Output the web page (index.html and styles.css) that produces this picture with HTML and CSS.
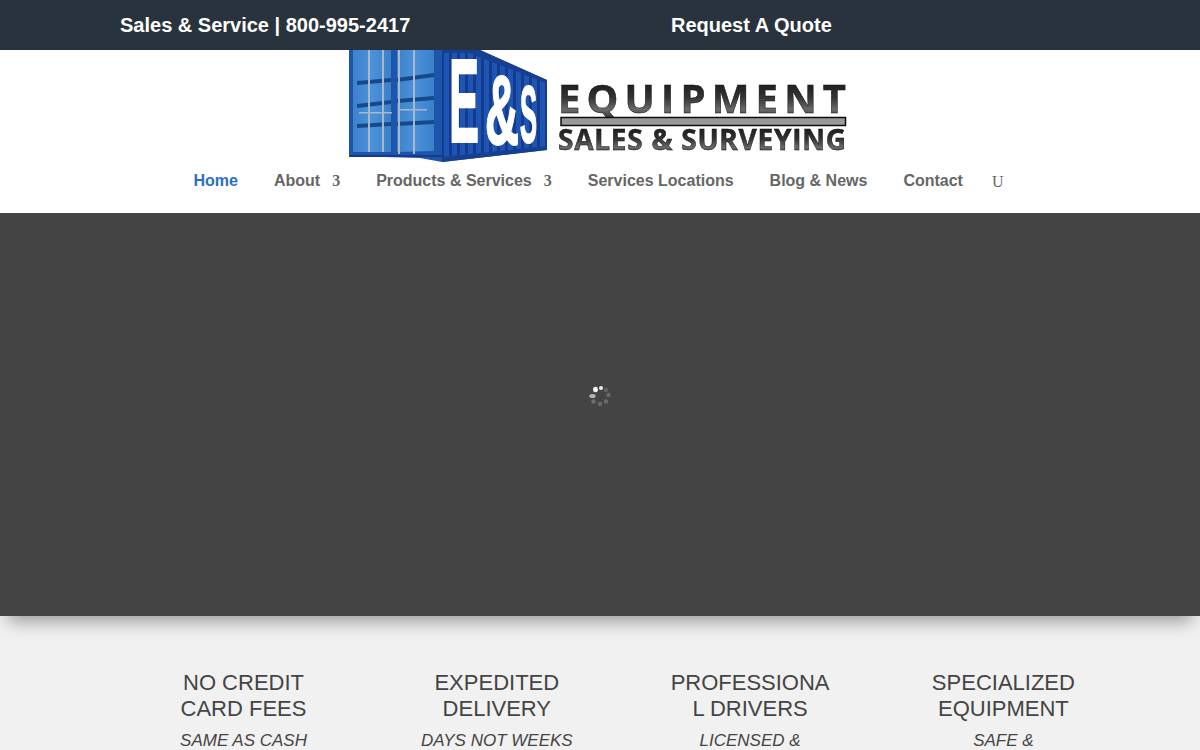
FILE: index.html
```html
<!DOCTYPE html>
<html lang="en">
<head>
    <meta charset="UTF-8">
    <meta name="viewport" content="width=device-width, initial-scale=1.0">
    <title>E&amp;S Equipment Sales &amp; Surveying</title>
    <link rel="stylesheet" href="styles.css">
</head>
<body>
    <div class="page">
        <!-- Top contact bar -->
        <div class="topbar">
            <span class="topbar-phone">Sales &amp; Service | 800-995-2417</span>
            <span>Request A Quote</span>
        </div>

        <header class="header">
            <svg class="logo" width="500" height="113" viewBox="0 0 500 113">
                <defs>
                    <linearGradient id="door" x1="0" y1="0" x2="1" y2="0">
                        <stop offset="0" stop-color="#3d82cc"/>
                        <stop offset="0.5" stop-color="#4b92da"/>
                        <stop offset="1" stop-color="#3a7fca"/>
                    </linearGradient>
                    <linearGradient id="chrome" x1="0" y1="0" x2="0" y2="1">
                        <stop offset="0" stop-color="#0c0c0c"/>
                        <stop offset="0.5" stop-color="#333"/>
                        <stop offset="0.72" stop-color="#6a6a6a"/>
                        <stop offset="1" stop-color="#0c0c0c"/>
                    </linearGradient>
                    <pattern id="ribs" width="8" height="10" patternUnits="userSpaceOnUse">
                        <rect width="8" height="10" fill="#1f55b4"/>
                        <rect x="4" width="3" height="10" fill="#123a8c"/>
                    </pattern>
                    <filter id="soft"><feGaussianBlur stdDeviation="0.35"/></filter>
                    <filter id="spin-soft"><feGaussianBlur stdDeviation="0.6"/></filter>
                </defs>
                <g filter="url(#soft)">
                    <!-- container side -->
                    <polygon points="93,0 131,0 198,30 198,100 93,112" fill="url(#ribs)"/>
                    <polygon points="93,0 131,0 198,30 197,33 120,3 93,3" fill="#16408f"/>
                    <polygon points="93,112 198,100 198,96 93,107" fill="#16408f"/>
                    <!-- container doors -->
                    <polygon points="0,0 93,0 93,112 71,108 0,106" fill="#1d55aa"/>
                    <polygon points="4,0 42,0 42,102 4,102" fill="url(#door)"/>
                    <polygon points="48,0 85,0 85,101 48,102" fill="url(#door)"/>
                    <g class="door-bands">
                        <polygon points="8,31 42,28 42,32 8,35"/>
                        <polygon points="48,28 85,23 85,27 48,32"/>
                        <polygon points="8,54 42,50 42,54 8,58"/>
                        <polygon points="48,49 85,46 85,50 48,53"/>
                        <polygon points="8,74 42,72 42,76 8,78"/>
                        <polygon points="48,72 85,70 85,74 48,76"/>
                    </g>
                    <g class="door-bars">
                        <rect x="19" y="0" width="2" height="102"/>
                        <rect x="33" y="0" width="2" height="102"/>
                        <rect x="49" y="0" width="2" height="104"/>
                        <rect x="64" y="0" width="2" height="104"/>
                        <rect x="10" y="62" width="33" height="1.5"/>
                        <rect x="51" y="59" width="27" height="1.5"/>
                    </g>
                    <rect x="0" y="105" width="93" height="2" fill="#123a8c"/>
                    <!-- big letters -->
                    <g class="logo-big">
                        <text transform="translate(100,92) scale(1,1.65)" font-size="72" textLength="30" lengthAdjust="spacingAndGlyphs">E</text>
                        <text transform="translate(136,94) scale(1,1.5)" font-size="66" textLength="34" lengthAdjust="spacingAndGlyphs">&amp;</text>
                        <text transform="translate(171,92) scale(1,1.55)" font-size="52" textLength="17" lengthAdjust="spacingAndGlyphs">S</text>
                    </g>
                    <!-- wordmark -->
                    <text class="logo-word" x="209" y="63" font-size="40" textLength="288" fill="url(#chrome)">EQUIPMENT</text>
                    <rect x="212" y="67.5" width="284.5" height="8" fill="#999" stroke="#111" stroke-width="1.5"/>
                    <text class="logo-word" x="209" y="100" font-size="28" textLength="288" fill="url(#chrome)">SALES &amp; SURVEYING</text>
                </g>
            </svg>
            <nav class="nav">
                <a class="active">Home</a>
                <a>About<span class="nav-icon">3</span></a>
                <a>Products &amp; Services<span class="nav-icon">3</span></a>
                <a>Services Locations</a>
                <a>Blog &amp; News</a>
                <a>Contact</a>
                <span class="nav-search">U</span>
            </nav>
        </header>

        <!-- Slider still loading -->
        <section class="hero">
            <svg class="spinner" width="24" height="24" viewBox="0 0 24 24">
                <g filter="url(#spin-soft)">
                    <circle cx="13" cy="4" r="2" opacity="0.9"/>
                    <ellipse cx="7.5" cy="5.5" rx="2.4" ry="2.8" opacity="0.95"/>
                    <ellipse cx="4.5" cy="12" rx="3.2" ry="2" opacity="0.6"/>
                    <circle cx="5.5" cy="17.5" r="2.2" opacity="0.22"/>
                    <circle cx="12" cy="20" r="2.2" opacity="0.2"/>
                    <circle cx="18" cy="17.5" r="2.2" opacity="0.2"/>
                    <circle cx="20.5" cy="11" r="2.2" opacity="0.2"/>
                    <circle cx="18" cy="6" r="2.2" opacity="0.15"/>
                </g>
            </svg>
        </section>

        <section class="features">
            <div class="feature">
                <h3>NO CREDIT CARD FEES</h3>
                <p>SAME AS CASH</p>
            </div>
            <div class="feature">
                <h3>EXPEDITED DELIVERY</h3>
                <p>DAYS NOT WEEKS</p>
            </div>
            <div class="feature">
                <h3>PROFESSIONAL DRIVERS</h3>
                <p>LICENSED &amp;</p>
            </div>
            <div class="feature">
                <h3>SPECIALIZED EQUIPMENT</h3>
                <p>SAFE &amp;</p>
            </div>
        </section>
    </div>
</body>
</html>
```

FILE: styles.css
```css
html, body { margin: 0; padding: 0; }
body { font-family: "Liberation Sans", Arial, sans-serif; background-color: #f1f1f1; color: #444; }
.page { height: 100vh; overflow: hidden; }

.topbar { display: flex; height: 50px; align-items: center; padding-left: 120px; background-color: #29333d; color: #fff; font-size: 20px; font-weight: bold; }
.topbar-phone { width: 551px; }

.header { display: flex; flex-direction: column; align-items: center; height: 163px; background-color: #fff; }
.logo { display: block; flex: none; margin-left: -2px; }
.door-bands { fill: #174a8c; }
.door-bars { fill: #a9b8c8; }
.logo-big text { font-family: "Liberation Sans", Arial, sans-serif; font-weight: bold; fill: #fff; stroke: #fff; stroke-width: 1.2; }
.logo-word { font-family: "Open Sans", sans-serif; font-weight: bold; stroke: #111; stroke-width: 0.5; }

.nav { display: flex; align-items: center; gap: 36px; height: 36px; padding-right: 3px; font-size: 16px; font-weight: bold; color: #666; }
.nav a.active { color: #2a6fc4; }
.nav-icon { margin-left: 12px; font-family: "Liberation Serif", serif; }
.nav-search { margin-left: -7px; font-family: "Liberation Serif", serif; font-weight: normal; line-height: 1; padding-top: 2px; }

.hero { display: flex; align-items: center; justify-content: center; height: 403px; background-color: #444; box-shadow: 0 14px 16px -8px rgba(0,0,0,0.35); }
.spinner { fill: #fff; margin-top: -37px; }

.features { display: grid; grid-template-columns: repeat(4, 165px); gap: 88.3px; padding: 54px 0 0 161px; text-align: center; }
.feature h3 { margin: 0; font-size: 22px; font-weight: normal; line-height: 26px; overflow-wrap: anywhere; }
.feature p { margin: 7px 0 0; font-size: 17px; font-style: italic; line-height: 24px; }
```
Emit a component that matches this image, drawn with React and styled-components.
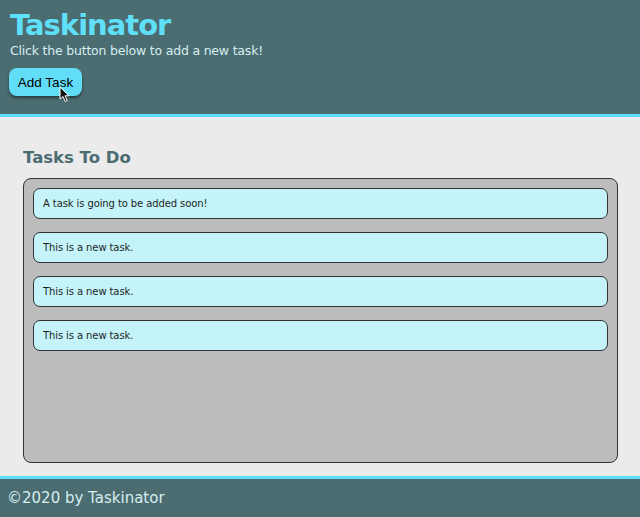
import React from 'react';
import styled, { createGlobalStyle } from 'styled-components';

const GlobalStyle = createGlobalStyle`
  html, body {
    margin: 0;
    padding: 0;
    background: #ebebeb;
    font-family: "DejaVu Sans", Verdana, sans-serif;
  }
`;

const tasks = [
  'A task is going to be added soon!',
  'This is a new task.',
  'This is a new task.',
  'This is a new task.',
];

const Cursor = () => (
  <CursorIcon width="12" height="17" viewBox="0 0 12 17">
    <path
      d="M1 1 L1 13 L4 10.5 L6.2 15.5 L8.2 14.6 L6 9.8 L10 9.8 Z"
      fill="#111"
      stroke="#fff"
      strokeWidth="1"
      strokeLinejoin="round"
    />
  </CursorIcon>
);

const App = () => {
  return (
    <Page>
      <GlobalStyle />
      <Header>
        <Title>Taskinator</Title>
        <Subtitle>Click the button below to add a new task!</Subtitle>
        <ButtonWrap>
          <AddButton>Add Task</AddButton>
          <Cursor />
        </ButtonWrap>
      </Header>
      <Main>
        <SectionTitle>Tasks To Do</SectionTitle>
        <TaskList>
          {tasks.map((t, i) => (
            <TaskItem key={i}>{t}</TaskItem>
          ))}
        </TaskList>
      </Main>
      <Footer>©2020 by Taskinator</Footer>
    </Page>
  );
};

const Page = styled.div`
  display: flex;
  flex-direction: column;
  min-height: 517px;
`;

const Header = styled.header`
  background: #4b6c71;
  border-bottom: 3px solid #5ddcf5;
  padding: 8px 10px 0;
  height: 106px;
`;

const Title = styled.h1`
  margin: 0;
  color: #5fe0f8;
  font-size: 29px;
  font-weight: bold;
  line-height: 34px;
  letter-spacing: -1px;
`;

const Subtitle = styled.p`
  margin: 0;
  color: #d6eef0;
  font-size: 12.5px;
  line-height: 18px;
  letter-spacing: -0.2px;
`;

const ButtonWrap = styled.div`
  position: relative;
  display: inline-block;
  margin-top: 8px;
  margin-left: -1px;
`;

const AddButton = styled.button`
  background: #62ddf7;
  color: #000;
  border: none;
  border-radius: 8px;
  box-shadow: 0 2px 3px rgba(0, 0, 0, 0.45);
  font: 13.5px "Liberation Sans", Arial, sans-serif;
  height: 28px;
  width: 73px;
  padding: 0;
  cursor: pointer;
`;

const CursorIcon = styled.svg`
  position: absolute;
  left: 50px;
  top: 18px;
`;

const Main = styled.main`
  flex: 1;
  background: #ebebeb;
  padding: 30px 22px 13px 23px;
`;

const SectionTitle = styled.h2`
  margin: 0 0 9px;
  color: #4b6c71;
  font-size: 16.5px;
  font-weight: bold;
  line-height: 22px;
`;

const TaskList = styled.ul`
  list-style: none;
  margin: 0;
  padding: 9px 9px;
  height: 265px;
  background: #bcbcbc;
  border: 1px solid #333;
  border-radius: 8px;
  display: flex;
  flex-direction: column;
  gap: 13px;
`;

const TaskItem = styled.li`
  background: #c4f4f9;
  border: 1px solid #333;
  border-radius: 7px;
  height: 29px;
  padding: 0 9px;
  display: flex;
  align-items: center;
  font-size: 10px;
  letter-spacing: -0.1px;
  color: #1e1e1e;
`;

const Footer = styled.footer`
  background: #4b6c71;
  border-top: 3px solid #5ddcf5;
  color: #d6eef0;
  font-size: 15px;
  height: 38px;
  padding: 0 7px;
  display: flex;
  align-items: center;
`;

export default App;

**********

- **SET EXERCISE**
Pull every line holding "components" out of the records.

- **COMPLETE OUTPUT**
Emit a component that matches this image, drawn with React and styled-components.
import styled, { createGlobalStyle } from 'styled-components';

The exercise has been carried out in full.